2021-06-29 Thread tomas
On Mon, Jun 28, 2021 at 04:38:50PM -0500, Tim Meehan wrote:
> Say for instance, I have found an algorithm for scalar function
> minimization on a website, written in C. It is posted with a license for
> use. If I write something based on this hypothetical code, is it then
> clearly also licensed in the same manner?

Definitely not: a license is about copyright, and copyright protects the
expression of an idea, not the idea itself (the Lord of the Rings is under
copyright, but if you write a novel involving very old talking trees, you
dont infringe on that).

For ideas there are patents.
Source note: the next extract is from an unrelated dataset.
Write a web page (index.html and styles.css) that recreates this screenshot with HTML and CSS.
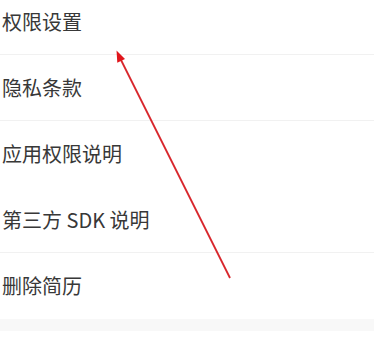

The situation on software patents is complicated,
to say the least.

You might want to not use exactly the same variable names, just to make sure :)

For an example where the line lies, more or less, in U.S. jurisdiction, see
the Oracle vs. Google case on the Java API (the question was whether the
"header files", which define the interface, are under copyright or not.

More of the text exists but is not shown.